### Collected data
-- BEGIN --
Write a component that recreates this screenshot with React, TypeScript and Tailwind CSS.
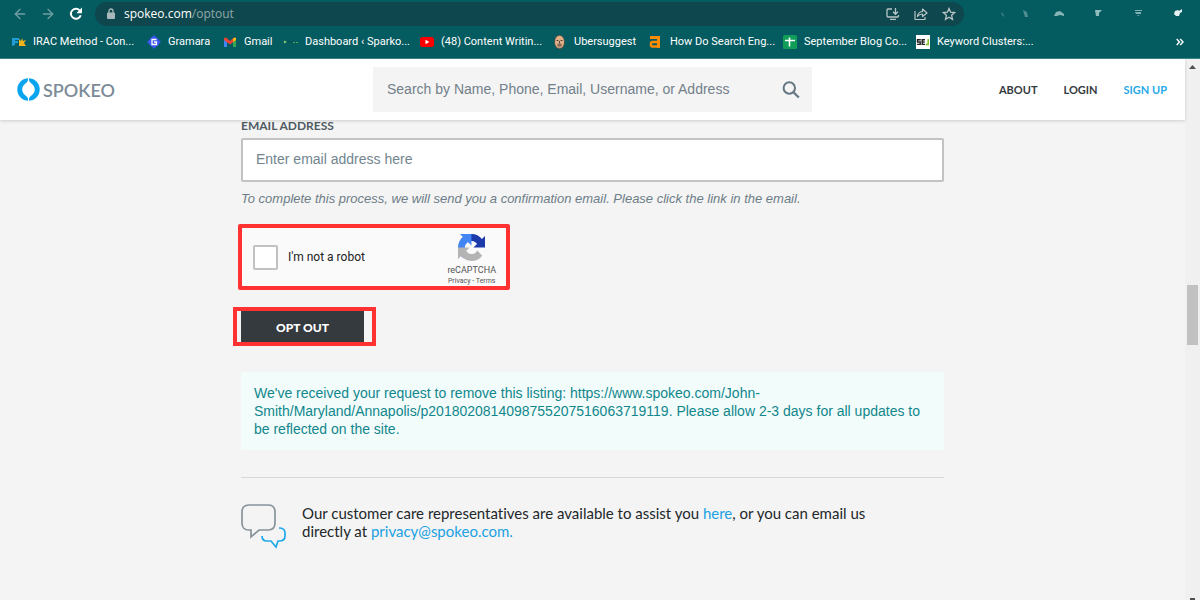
import React from "react";
import { ArrowLeft, ArrowRight } from "lucide-react";

const bookmarks: { label: string; width: string; icon: React.ReactNode }[] = [
  {
    label: "IRAC Method - Con...",
    width: "w-[135px]",
    icon: (
      <>
        <path d="M0 3h7v2H3v1h3v2H3v2l-3 1z" fill="#1f9bd8" />
        <path d="M7 4l2 2 1-3 1 3 3-1-2 3 2 3H7z" fill="#f2b41c" />
      </>
    ),
  },
  {
    label: "Gramara",
    width: "w-[76px]",
    icon: (
      <>
        <path d="M7 0l7 7-7 7-7-7z" fill="#3b55f0" />
        <path d="M3 3h8v8H3z" fill="#3b55f0" />
        <path d="M9.500 4.500H5v5h4.500V7H7" fill="none" stroke="#fff" strokeWidth="1.300" />
      </>
    ),
  },
  {
    label: "Gmail",
    width: "w-[61px]",
    icon: (
      <>
        <path d="M1 3v9h3V6z" fill="#4285f4" />
        <path d="M13 3v9h-3V6z" fill="#34a853" />
        <path d="M1 3l2-.5 4 3.500 4-3.500 2 .5v2L7 9.500 1 5z" fill="#ea4335" />
        <path d="M10 3.500l2-1 1 .5v2l-3 2z" fill="#fbbc04" />
      </>
    ),
  },
  {
    label: "Dashboard ‹ Sparko...",
    width: "w-[136px]",
    icon: (
      <>
        <path d="M0 5.500l3 1.500-3 1.500z" fill="#8ccf6a" />
        <path d="M3 7h6" stroke="#094b4c" strokeWidth="1" />
        <path d="M9 7.500h2M12 7.500h2" stroke="#56a84f" strokeWidth="1" />
      </>
    ),
  },
  {
    label: "(48) Content Writin...",
    width: "w-[133px]",
    icon: (
      <>
        <rect y="2" width="14" height="10" rx="2.500" fill="#ff0000" />
        <path d="M5.500 4.800v4.400L9.300 7z" fill="#fff" />
      </>
    ),
  },
  {
    label: "Ubersuggest",
    width: "w-[96px]",
    icon: (
      <>
        <ellipse cx="6.500" cy="7" rx="5" ry="6.700" fill="#e0ae87" stroke="#40342c" strokeWidth=".6" />
        <path d="M3.500 5.500h2M7.500 5.500h2M4.500 10h4M6.500 6v2.500" stroke="#574034" strokeWidth="1" />
        <path d="M4 9q2.500-1.500 5 0l-1 3.500H5z" fill="#7e6555" opacity=".55" />
      </>
    ),
  },
  {
    label: "How Do Search Eng...",
    width: "w-[134px]",
    icon: (
      <>
        <path d="M1 1h10v12H8V4H1z" fill="#ff8b00" />
        <path d="M8 7H3.500Q2 7 2 8.500v1.500q0 1.500 1.500 1.500H8" fill="none" stroke="#ff8b00" strokeWidth="2.400" />
      </>
    ),
  },
  {
    label: "September Blog Co...",
    width: "w-[133px]",
    icon: (
      <>
        <rect width="14" height="14" rx="1.500" fill="#0f9d58" />
        <path d="M2 5.500h10M6.500 2.500v9" stroke="#fff" strokeWidth="1.600" />
      </>
    ),
  },
  {
    label: "Keyword Clusters:...",
    width: "w-[130px]",
    icon: (
      <>
        <rect width="14" height="14" fill="#fff" />
        <path d="M4.800 4.700H1.500V7h2.700v2.400H1M9 4.700H6.200v4.700H9M6.200 7h2.500" stroke="#222" strokeWidth="1.400" fill="none" />
        <path d="M12.200 4v5.400H9.800" stroke="#7ac01f" strokeWidth="1.500" fill="none" />
      </>
    ),
  },
];

function BrowserBar() {
  return (
    <div className="h-[59px] border-b border-[#3b8588] bg-[#045b60]">
      <div className="flex h-7 items-center">
        <div className="flex w-[95px] shrink-0 items-center gap-3 pl-3 text-[#6fa0a2]">
          <button aria-label="Back"><ArrowLeft size={16} strokeWidth={2} /></button>
          <button aria-label="Forward"><ArrowRight size={16} strokeWidth={2} /></button>
          <button aria-label="Reload" className="text-white">
            <svg width="16" height="16" viewBox="0 0 16 16" fill="none">
              <path d="M12.700 9.200A5 5 0 1 1 11.600 4.400" stroke="currentColor" strokeWidth="2" />
              <path d="M14 1.500v5.700H8.300z" fill="currentColor" />
            </svg>
          </button>
        </div>
        <div className="flex h-6 flex-1 items-center rounded-full bg-[#0e474d] pr-2 pl-3">
          <svg width="8" height="12" viewBox="0 0 8 12" fill="none">
            <path d="M2 5V3a2 2 0 0 1 4 0v2" stroke="#a9b9bb" strokeWidth="1.300" />
            <rect y="4.500" width="8" height="6.500" rx="1" fill="#a9b9bb" />
          </svg>
          <p className="ml-[9px] flex-1 font-['Open_Sans','Noto_Sans',sans-serif] text-xs text-[#91a9ab]">
            <span className="text-white">spokeo.com</span>/optout
          </p>
          <div className="flex items-center gap-[14px] text-[#b9c5c6]">
            <button aria-label="Install app">
              <svg width="14" height="14" viewBox="0 0 14 14" fill="none" stroke="currentColor" strokeWidth="1.300">
                <path d="M6 2H2q-1 0-1 1v6q0 1 1 1h9.500q1 0 1-1V8M4 12.300h6M9.500 1v6M7 4.800l2.500 2.500L12 4.800" />
              </svg>
            </button>
            <button aria-label="Share">
              <svg width="14" height="14" viewBox="0 0 14 14" fill="none" stroke="currentColor" strokeWidth="1.200">
                <path d="M1 4v8.500h10V10M3.500 9.500Q4 5 8.500 4.500V2L13 6 8.500 9.500V7Q5.500 7 3.500 9.500z" strokeLinejoin="round" />
              </svg>
            </button>
            <button aria-label="Bookmark this page">
              <svg width="14" height="14" viewBox="0 0 14 14" fill="none" stroke="currentColor" strokeWidth="1.300">
                <path d="M7 1.500l1.600 3.700 4 .4-3 2.700.9 4L7 10.200l-3.500 2.100.9-4-3-2.700 4-.4z" />
              </svg>
            </button>
          </div>
        </div>
        <svg className="w-[236px] shrink-0" height="24" viewBox="0 0 236 24" fill="#a9cccd">
          <path d="M38 10l2 3v2l-3-3z" opacity=".3" />
          <path d="M59 8l4 2 1 5h-3l-1-3z" opacity=".45" />
          <path d="M90 14l2-4 4-1 4 3v2l-4-1-3 1z" opacity=".8" />
          <path d="M131 8h7l-3 3v3h-3z" opacity=".85" />
          <path d="M171 8h7v1h-7zM171 10h6v2h-5zM173 13h3l-2 1z" opacity=".75" />
          <path d="M211 9l3-1 1 1 3-2v3l-2 1-1 3h-3l-2-2z" fill="#e5f2f1" />
        </svg>
      </div>
      <nav aria-label="Bookmarks" className="flex h-7 items-center pr-4 pl-3 font-['Roboto',sans-serif] text-[11px] text-white">
        {bookmarks.map((b) => (
          <a key={b.label} href="#" className={`flex shrink-0 items-center gap-[7px] whitespace-nowrap ${b.width}`}>
            <svg width="14" height="14" viewBox="0 0 14 14" className="shrink-0">{b.icon}</svg>
            <span className="pt-px">{b.label}</span>
          </a>
        ))}
        <button aria-label="More bookmarks" className="ml-auto">
          <svg width="8" height="8" viewBox="0 0 8 8" fill="none" stroke="white" strokeWidth="1.400">
            <path d="M.7 1l2.800 3L.7 7M4.200 1L7 4 4.200 7" />
          </svg>
        </button>
      </nav>
    </div>
  );
}

function Header() {
  return (
    <header className="relative flex h-[61px] items-center justify-between bg-white pr-[18px] pl-[17px] shadow-[0_1px_3px_rgba(0,0,0,0.16)]">
      <a href="#" aria-label="Spokeo" className="flex w-[356px] items-center gap-[3px] font-['Lato',sans-serif] text-lg font-semibold text-[#7d8b97]">
        <svg width="23" height="23" viewBox="0 0 23 23">
          <circle cx="11.500" cy="11.500" r="11.200" fill="#0ba4ee" />
          <path
            d="M11 0h1v2c.3 3.500 5.800 4 5.800 9.500S12.300 17.500 12 21v2h-1v-2c-.3-3.500-5.800-4-5.800-9.500S10.700 5.500 11 2z"
            fill="#fff"
          />
        </svg>
        SPOKEO
      </a>
      <form className="flex h-[45px] w-[439px] items-center bg-[#f4f4f4] pr-3 pl-[14px]" onSubmit={(e) => e.preventDefault()}>
        <input
          aria-label="Search"
          placeholder="Search by Name, Phone, Email, Username, or Address"
          className="min-w-0 flex-1 bg-transparent text-[14px] outline-none placeholder:text-[#72808a]"
        />
        <button aria-label="Search">
          <svg width="18" height="18" viewBox="0 0 18 18" fill="none" stroke="#667782">
            <circle cx="7.300" cy="7" r="5.700" strokeWidth="2" />
            <path d="M11.500 11.200l5.300 5.300" strokeWidth="2.300" />
          </svg>
        </button>
      </form>
      <nav className="flex w-[355px] justify-end gap-[26px] pt-[2px] font-['Lato',sans-serif] text-[11px] font-bold text-[#343a3e]">
        <a href="#">ABOUT</a>
        <a href="#">LOGIN</a>
        <a href="#" className="text-[#27a9e8]">SIGN UP</a>
      </nav>
    </header>
  );
}

function Captcha() {
  return (
    <div className="mt-[17px] -ml-[3px] flex h-[66px] w-[272px] justify-between rounded-[2px] border-4 border-[#ff3131] bg-[#fafafa] pr-[10px] pl-[11px] font-['Roboto',sans-serif]">
      <label className="flex items-center gap-[10px] text-[12px] text-[#222]">
        <input type="checkbox" className="size-[25px] appearance-none rounded-[2px] border-2 border-[#c1c1c1] bg-white" />
        I'm not a robot
      </label>
      <div className="flex flex-col items-center pt-[6px] text-[#555]">
        <svg width="27" height="27" viewBox="0 0 64 64">
          <path
            d="M64 31.955l-.033-1.370V4.687l-7.160 7.160C50.948 4.674 42.033.093 32.050.093c-10.400 0-19.622 4.960-25.458 12.640l11.736 11.860a15.550 15.550 0 0 1 4.754-5.334c2.050-1.600 4.952-2.906 8.968-2.906.485 0 .860.057 1.135.163 4.976.393 9.288 3.140 11.828 7.124l-8.307 8.307L64 31.953"
            fill="#1c3aa9"
          />
          <path
            d="M31.862.094l-1.370.033H4.594l7.160 7.160C4.580 13.147 0 22.060 0 32.046c0 10.400 4.960 19.622 12.640 25.458L24.500 45.768a15.550 15.550 0 0 1-5.334-4.754c-1.600-2.050-2.906-4.952-2.906-8.968 0-.485.057-.860.163-1.135.393-4.976 3.140-9.288 7.124-11.828l8.307 8.307L31.860.095"
            fill="#4285f4"
          />
          <path
            d="M.001 32.045l.033 1.370v25.898l7.160-7.160c5.860 7.173 14.774 11.754 24.760 11.754 10.400 0 19.622-4.960 25.458-12.640l-11.736-11.860a15.550 15.550 0 0 1-4.754 5.334c-2.050 1.600-4.952 2.906-8.968 2.906-.485 0-.860-.057-1.135-.163-4.976-.393-9.288-3.140-11.828-7.124l8.307-8.307c-10.522.040-22.400.066-27.295-.005"
            fill="#b4b4b4"
          />
        </svg>
        <span className="mt-[3px] text-[9px] leading-[12px]">reCAPTCHA</span>
        <p className="text-[7px] leading-[10px]">
          <a href="#">Privacy</a> - <a href="#">Terms</a>
        </p>
      </div>
    </div>
  );
}

function OptOutForm() {
  return (
    <form onSubmit={(e) => e.preventDefault()}>
      <label htmlFor="email" className="block font-['Lato',sans-serif] text-xs leading-[12px] font-bold text-[#505b63]">
        EMAIL ADDRESS
      </label>
      <input
        id="email"
        type="email"
        placeholder="Enter email address here"
        className="mt-[6px] block h-11 w-full rounded-[2px] border-2 border-[#c2c2c4] bg-white px-[13px] pb-[2px] text-[14px] outline-none placeholder:text-[#72858f]"
      />
      <p className="mt-2 text-[13px] leading-[17px] text-[#6c7d87] italic">
        To complete this process, we will send you a confirmation email. Please click the link in the email.
      </p>
      <Captcha />
      <div className="mt-[17px] -ml-2 w-[143px] border-4 border-[#ff3131] pr-2 pl-1">
        <button className="block h-[31px] w-full bg-[#343a3e] pt-[2px] font-['Lato',sans-serif] text-[12px] font-black text-white">
          OPT OUT
        </button>
      </div>
    </form>
  );
}

export default function App() {
  return (
    <div className="flex min-h-screen flex-col bg-[#f4f4f4] font-['Liberation_Sans',sans-serif]">
      <BrowserBar />
      <div className="flex flex-1">
        <div className="min-w-0 flex-1">
          <Header />
          <main className="mx-auto max-w-[703px]">
            <OptOutForm />
            <div className="mt-[26px] bg-[#f2fdfb] px-[13px] py-3 text-[14px] leading-[18px] text-[#11868d]">
              <p>
                We've received your request to remove this listing: https://www.spokeo.com/John-<br />
                Smith/Maryland/Annapolis/p2018020814098755207516063719119. Please allow 2-3 days for all updates to
                be reflected on the site.
              </p>
            </div>
            <hr className="mt-[27px] border-[#d8d8d8]" />
            <section className="mt-[26px] flex gap-4">
              <svg width="45" height="45" viewBox="0 0 45 45" fill="none" strokeWidth="1.700" className="shrink-0">
                <path d="M10 26H8q-7 0-7-7V8q0-7 7-7h19q7 0 7 7v11q0 7-7 7H18l-8 7z" stroke="#87939b" />
                <path d="M38 24q6 0 6 5v3q0 5-6 5h-1l-2 6-5-6h-4q-5 0-5-5" stroke="#20a8ea" />
              </svg>
              <p className="font-['Lato',sans-serif] text-[15px] leading-[18px] text-[#22272a] [font-variant-ligatures:none]">
                Our customer care representatives are available to assist you <a href="#" className="text-[#20a1e2]">here</a>, or you can email us<br />
                directly at <a href="#" className="text-[#20a1e2]">privacy@spokeo.com.</a>
              </p>
            </section>
          </main>
        </div>
        <div aria-hidden="true" className="flex w-[15px] flex-col items-center bg-[#f0f0f0] pt-[6px]">
          <svg width="7" height="4" viewBox="0 0 7 4"><path d="M0 4l3.500-4L7 4z" fill="#505050" /></svg>
          <div className="mt-[216px] h-[60px] w-[11px] bg-[#c1c1c1]" />
          <div className="mt-auto h-[2px] w-[5px] bg-[#505050]" />
        </div>
      </div>
    </div>
  );
}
-- END --
### Exercise objective
Identify and copy the lines holding the word "this".

### Answer to the task
Write a component that recreates this screenshot with React, TypeScript and Tailwind CSS.
            <button aria-label="Bookmark this page">
        To complete this process, we will send you a confirmation email. Please click the link in the email.
                We've received your request to remove this listing: https://www.spokeo.com/John-<br />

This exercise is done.